It’s little surprise that many MBAs flock to management consulting careers after graduating. In addition to an average salary of over $140,000 commanded at the big three consulting firms—McKinsey & Company, Boston Consulting Group (BCG), and Bain & Company—students also get the chance to put all their MBA skills to the test, with multiple projects and myriad clients.
24% of the HEC Paris MBA class of 2018 entered consulting after graduating, the most popular career destination for that year’s grads—financial services claimed second (18%), and technology third (17%).
Top MBA recruiters from HEC Paris include the big three, alongside Monitor Deloitte, Accenture, and A.T. Kearney.
When it comes to careers, the HEC Paris MBA is seen as a titan of career transformation. 73% of students change sector, 72% change function, and 61% change location—almost 40% complete the fabled ‘triple jump’ and switch all three.
The HEC Paris student-led consulting practice
Harsha Singhraj is the founder and outgoing president of the HEC Consulting Practice, a student-led professional consulting organization run out HEC Paris.
Harsha, who graduated as an engineer in 2008 and had six years’ experience as a strategy consultant and 3 years’ experience in advanced analytics consulting before the MBA, says he set up the consultancy to give students the opportunity for more real-life project work, create tangible business impact, and prepare them for consulting careers.
The HEC Consulting Practice works with numerous clients in Europe that need support with their business strategy, digital transformation, or global expansion. They meet with the client to understand the issue at hand, develop a solution approach, and then build a project team with diversely skilled MBA students. This project team works collaboratively with the client to develop and implement a solution that accomplishes the client’s objectives.
Harsha (pictured below, right) explains that the project teams also tap into the expertise of HEC Paris’ faculty, working closely with professors in a related field, to benefit from extensive expertise and cutting-edge research.
“We have to make sure that these [solutions] are repeatable and sustainable,” Harsha says. “Five years down the line they should still have the same quality.”
He recalls working with a company in Paris from the electronics industry. The client had a problem leveraging the power of technology in the right way, to be more productive, efficient, and adaptive. That’s something Harsha says many companies seem to struggle with.
“Several companies we have spoken with are not getting the kind of organizational impact they seek, despite adopting new technologies,” he asserts.
Harsha explains that through his consulting experience he has seen strong synergies at the intersection of business and technology, and this is where he believes innovation and the next wave of growth will come from—creating value for businesses at this intersection is where he would like to be.
“I saw that the way companies were making decisions was changing,” he explains. “In the age of artificial intelligence, it’s not just about people making data-driven decisions anymore, it’s about transforming the way decisions are made.”
Benefits for HEC Paris MBAs?
Harsha explains that students who work on projects with the HEC Consulting Practice learn a lot from their diversely experienced peers, develop a strong set of soft skills by working closely with clients, and get a strong sense of accomplishment from delivering tangible results to the business community.

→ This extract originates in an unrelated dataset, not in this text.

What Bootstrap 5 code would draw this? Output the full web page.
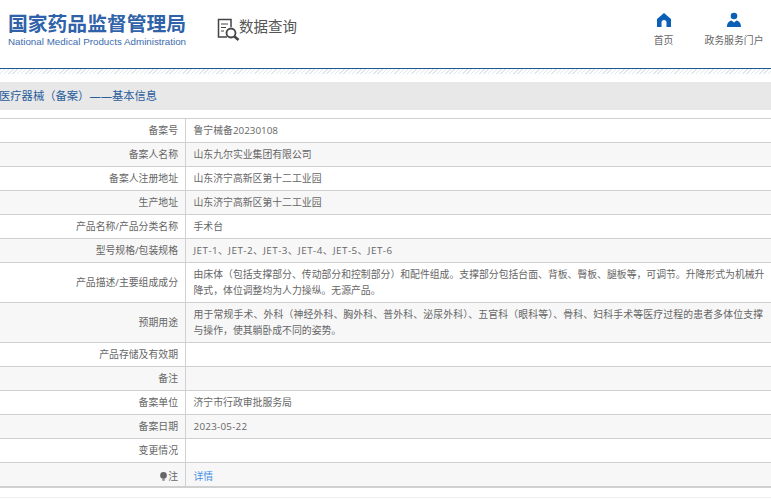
<!DOCTYPE html>
<html lang="zh"><head><meta charset="utf-8"><title>医疗器械</title>
<link href="https://cdn.jsdelivr.net/npm/bootstrap@5.3.0/dist/css/bootstrap.min.css" rel="stylesheet">
<style>
html,body{height:500px;overflow:hidden;background:#fff}
body{font-family:"Open Sans","Noto Sans CJK SC",sans-serif;font-size:9.85px;color:#666}
.hd{height:68px}
.brand-cn{font-size:19.8px;line-height:24px;font-weight:700;color:#2f62a8;letter-spacing:0;white-space:nowrap;font-family:"Noto Sans CJK SC",sans-serif}
.brand-en{font-family:"Liberation Sans",sans-serif;font-size:9.8px;line-height:12px;color:#3d6cae;white-space:nowrap;margin-top:1px}
.brand{margin-left:8px;padding-top:11px;width:178px}
.query{margin-left:30px;padding-top:17px;font-size:14.5px;line-height:20px;color:#555}
.qico{width:24px;height:24px;margin-right:-1px;margin-top:1px}
.navs{margin-left:auto;padding-top:12px;padding-right:7.5px;gap:31px}
.navi{text-align:center;color:#666;font-size:9.85px;line-height:12px}
.navi svg{display:block;margin:0 auto 5.5px;width:16px;height:16px}
.rule{height:5px;border-top:1.5px solid #1f5a96;background:repeating-linear-gradient(135deg,#dde7ee 0 1px,#fff 1px 3px);box-sizing:content-box}
.crumb{margin-top:8px;height:28px;line-height:27px;background:#e8e8e8;color:#2a5d9c;font-size:11.3px;white-space:nowrap}
.crumb span{margin-left:-1px;display:inline-block}
.info{margin:7.5px 0 0;width:771px;table-layout:fixed;border-collapse:collapse;font-size:9.85px;line-height:16px;color:#666;--bs-table-bg:transparent}
.info td{padding:3.5px 8px 3.5px 7.5px;border:0;border-top:1.5px solid #d0d0d0;height:24px;vertical-align:middle;box-shadow:none}
.info .lab{width:185.5px;text-align:right;border-right:1.5px solid #d0d0d0;padding-right:7px}
.info tr:nth-child(even) td{background:#f7f7f7}
.info tr:last-child td{border-bottom:2.5px solid #d0d0d0;height:25px;padding-top:5px;padding-bottom:2px}
.info .two td{height:40px}
.info a{color:#4a90e2;text-decoration:none}
.jline{display:block;text-align:justify;text-align-last:justify;white-space:nowrap}
.ltn{letter-spacing:.25px}
.ltw{letter-spacing:.45px}
.bulb{width:7px;height:9px;margin-right:1px;vertical-align:-1px}
.end{margin-top:9px;border-top:1px solid #eee}
</style></head><body>
<header class="hd d-flex">
 <div class="brand"><div class="brand-cn">国家药品监督管理局</div><div class="brand-en">National Medical Products Administration</div></div>
 <div class="query d-flex align-items-start">
  <svg class="qico" viewBox="0 0 24 24" fill="none" stroke="#444"><path d="M11 19H2.500V1.500H15V9" stroke-width="1.500"/><path d="M5 6h7M5 9.500h5M5 13h3" stroke-width="1.200"/><circle cx="15" cy="15" r="4.500" stroke-width="1.800"/><path d="M18.500 18.500l4 3.500" stroke-width="2.500"/></svg>
  <span>数据查询</span>
 </div>
 <nav class="navs d-flex">
  <div class="navi"><svg viewBox="0 0 16 16"><path fill="#0b5fb4" d="M8 1 15 7v8h-4.500v-4.500a2.500 2.500 0 0 0-5 0V15H1V7z"/></svg>首页</div>
  <div class="navi"><svg viewBox="0 0 16 16"><circle cx="8" cy="4" r="3.300" fill="#0b5fb4"/><path fill="#0b5fb4" d="M1 15c0-4 2-6 4.500-6.500L8 10.500l2.500-2C13 9 15 11 15 15z"/></svg>政务服务门户</div>
 </nav>
</header>
<div class="rule"></div>
<div class="crumb"><span>医疗器械（备案）——基本信息</span></div>
<table class="table info">
<tbody>
<tr><td class="lab">备案号</td><td>鲁宁械备20230108</td></tr>
<tr><td class="lab">备案人名称</td><td>山东九尔实业集团有限公司</td></tr>
<tr><td class="lab">备案人注册地址</td><td>山东济宁高新区第十二工业园</td></tr>
<tr><td class="lab">生产地址</td><td>山东济宁高新区第十二工业园</td></tr>
<tr><td class="lab">产品名称/产品分类名称</td><td>手术台</td></tr>
<tr><td class="lab">型号规格/包装规格</td><td class="ltw">JET-1、JET-2、JET-3、JET-4、JET-5、JET-6</td></tr>
<tr class="two"><td class="lab">产品描述/主要组成成分</td><td><span class="jline">由床体（包括支撑部分、传动部分和控制部分）和配件组成。支撑部分包括台面、背板、臀板、腿板等，可调节。升降形式为机械升</span>降式，体位调整均为人力操纵。无源产品。</td></tr>
<tr class="two"><td class="lab">预期用途</td><td><span class="jline">用于常规手术、外科（神经外科、胸外科、普外科、泌尿外科）、五官科（眼科等）、骨科、妇科手术等医疗过程的患者多体位支撑</span>与操作，使其躺卧成不同的姿势。</td></tr>
<tr><td class="lab">产品存储及有效期</td><td></td></tr>
<tr><td class="lab">备注</td><td></td></tr>
<tr><td class="lab">备案单位</td><td>济宁市行政审批服务局</td></tr>
<tr><td class="lab">备案日期</td><td class="ltn">2023-05-22</td></tr>
<tr><td class="lab">变更情况</td><td></td></tr>
<tr><td class="lab"><svg class="bulb" viewBox="0 0 7 9"><circle cx="3.500" cy="3.400" r="3.300" fill="#666"/><rect x="2.300" y="6.500" width="2.400" height="2.300" fill="#888"/></svg>注</td><td><a href="#">详情</a></td></tr>
</tbody></table>
<div class="end"></div>
</body></html>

“I think it’s tremendously impactful,” he says. “Consulting is a great exercise in analytical problem solving, structured thinking, understanding of a clients’ explicit and implicit needs, and extensive collaboration—all of which are highly transferable.
“No matter if you’re a consultant, a product manager at a technology company, or a business unit leader, you still need to have those skills.”
Mathieu Viel, the incoming president of the HEC Consulting Practice, says that the diverse set of skills consultants develop is what drew him to the industry.
“My MBA is only half of what business is, and how to improve [it],” he says. “I think consulting is one of the most diverse activities you can do after an MBA, as you apply everything you’ve learned to different sectors, companies, problems, and situations.”
Mathieu (pictured below, right), who had six years’ experience in computer science before the MBA, thinks the Practice is the perfect way to apply your skills during the program.
He believes his presidency will be successful as he is able to bring people together in small, successful teams. “We’re looking for projects where we can help companies by leveraging the backgrounds of the people on the MBA,” he says.
“MBA students at HEC Paris are very diverse and young compared to the overall global workforce, therefore we think we are a powerful asset for companies looking for a boost. We definitely think we can help companies with internationalization and digitization.”
And his message extends to everyone on the HEC Paris MBA, echoing Harsha’s sentiments.
Even if you’re not in consulting, all graduates will at some point have to work on specific projects with tight deadlines. What they need to thrive is a specific type of mindset, he explains.
“We want them to understand that the HEC Consulting Practice is to help them succeed in their future career.”